Intervention de Emmanuel Macron

Réunion du 17 janvier 2015 à 22h00
Commission spéciale chargée d'examiner le projet de loi pour la croissance et l'activité

Emmanuel Macron, ministre de l'économie, de l'industrie et du numérique :

Le Gouvernement souhaite la spécialisation des tribunaux de commerce, ce qui n'est en aucun cas une réforme en profondeur. L'idée est de désigner plusieurs tribunaux de commerce spécialisés dans les affaires les plus importantes et les plus sensibles. Parmi les affaires les plus concrètes qu'ait à traiter le ministère de l'économie figurent les situations très complexes où un même groupe en grande difficulté économique peut se retrouver devant deux tribunaux de commerce différents – ce fut le cas avec les entreprises Villeneuve Pet Food ou Mory Ducros. Or le traitement peut ne pas être le même et les intérêts locaux diverger – alors qu'il est impossible de dépayser le jugement.

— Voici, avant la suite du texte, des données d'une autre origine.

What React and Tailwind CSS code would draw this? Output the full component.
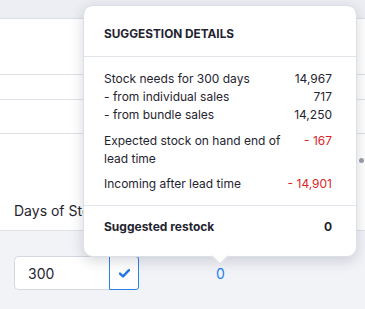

J'indique en outre, pour rassurer M. Poisson, que la réforme en profondeur, statutaire, des tribunaux de commerce sera proposée dans le cadre du projet de réforme judiciaire « La justice du XXIe siècle » soutenu par la garde des Sceaux. Il ne s'agit ici, je le répète, que de spécialiser des tribunaux de commerce compétents dans les affaires les plus importantes et les plus complexes. Nous ne créons pas de nouvelles juridictions ni un nouvel ordre juridictionnel. Les tribunaux spécialisés seront des tribunaux de commerce déjà existants, simplement spécialisés dans ces affaires particulières. Ces juridictions, en nombre restreint, seront interrégionales, inter-cours d'appel. Elles sont devenues une nécessité en matière de propriété intellectuelle, de droit financier et boursier et de droit pénal. Il s'agit de moderniser notre justice.

Les seuils envisagés pourraient être de 150 salariés ou de 20 millions d'euros de chiffre d'affaires, ce qui, en 2013, aurait concerné 139 redressements judiciaires, 44 sauvegardes et 46 liquidations. On est donc bien loin du volume total des affaires courantes, mais il s'agit d'affaires pour lesquelles une spécialisation, au niveau de la cour d'appel ou un peu au-delà, se justifie. Ces juridictions seront compétentes de plein droit pour les procédures de prévention et les procédures collectives. Le Gouvernement émettra un avis favorable à l'amendement du rapporteur thématique Alain Tourret prévoyant qu'il reviendra au tribunal de commerce du lieu du siège de l'entreprise de saisir immédiatement, via la cour d'appel, le tribunal de commerce spécialisé.

Le tribunal devra désigner deux administrateurs et mandataires judiciaires par procédure pour renforcer l'expertise et les moyens mis à disposition pour sauver les entreprises et les emplois. Cette double nomination, qui va dans le sens d'une plus grande spécialisation pour des affaires aux enjeux plus forts et à la complexité plus importante, n'induira aucun coût supplémentaire et la rémunération due sera divisée entre les professionnels.

La réforme que nous proposons n'est donc pas systémique, mais elle est nécessaire d'un point de vue économique, en particulier en ce qui concerne les restructurations.

Au cas où je ne vous aurais pas convaincu et où vous maintiendriez vos amendements, j'émettrai un avis défavorable.